「丸いチーズ」が普遍のものに
チタンの利点は、錆びないということだろう。
錆びなければ、その製品は事実上メンテナンスフリーだ。カーボンではさすがにそうはいかない。錆が出ないように洗浄後は水分をしっかり拭き取らなければならないし、もし錆が酷くなったら砥石にかけなけれなばらない。
それはステンレスも同じだ。カーボンほど手のかかるものではないにしろ、ステンレスも錆びる素材である。

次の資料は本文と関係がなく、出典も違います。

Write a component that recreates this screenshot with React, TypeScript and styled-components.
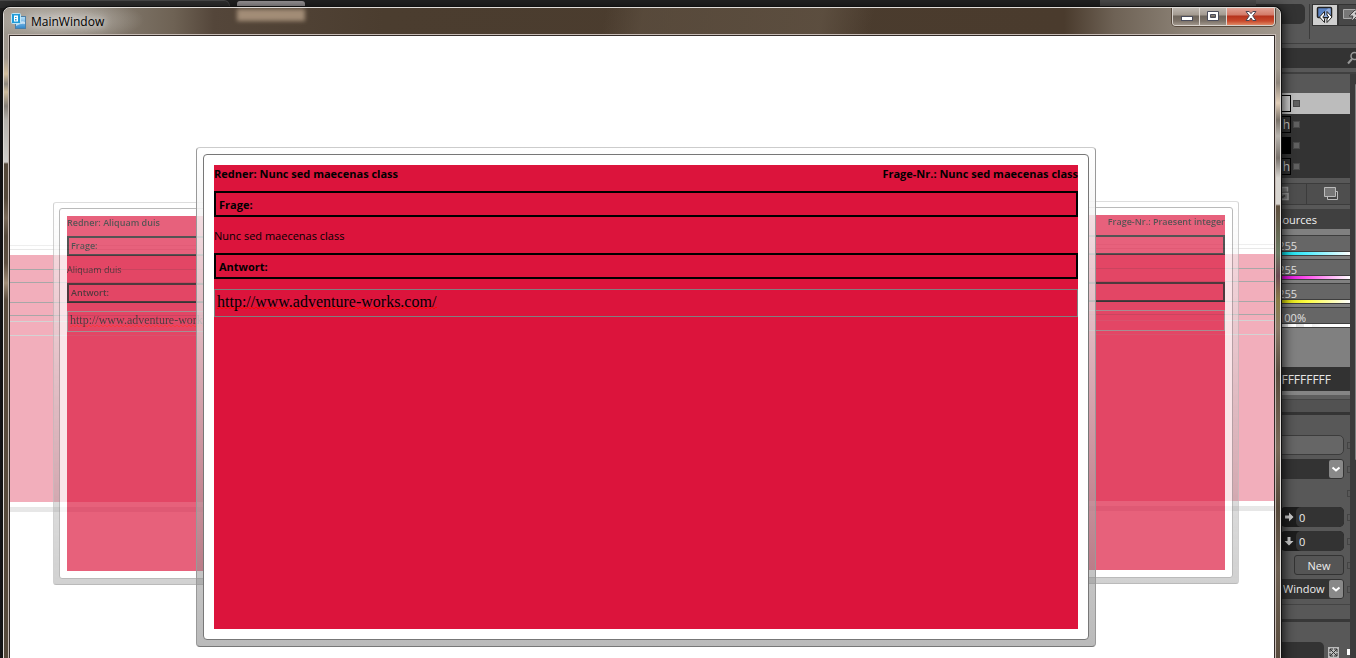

そのあたりを考慮すれば、チタンは「日用品向けの材質」といえるかもしれない。
話をEPAに戻す。貿易関税の話題と言えば、日本では自動車かコメに人々の目が集中する。日本人にとってこの2品種は政治的にも大きな話題性を含んでいるからだが、その傍らで「乳製品改革」と呼ぶべき現象が起こりつつある。ヨーロッパ産の丸いチーズが、日本でも普遍的なものになる可能性は十分にある。
そういえば、筆者が子供の頃にこんなCMがあった。雪印チーズのCMで、『Scarborough Fair』のBGMとともにチーズ製造所の様子を紹介するというものだ。そのCMで筆者は、本来のチーズとは円形で大きなものだということを知った。
しかし同時に、そのチーズを食べるとしたら専用のナイフも必要だということも考えた。いかにも堅そうなチーズだから、ナイフで小さく切り分けないと僕の口には入らないだろう。当時の筆者は確か小学1年生だったはずだが、その頃の思案が33歳10か月で現実のものになったのだ。
さて、この記事を入稿したら筆者の今日の仕事は終わりだ。今夜はワインを飲みながらエダムチーズでもかじろう。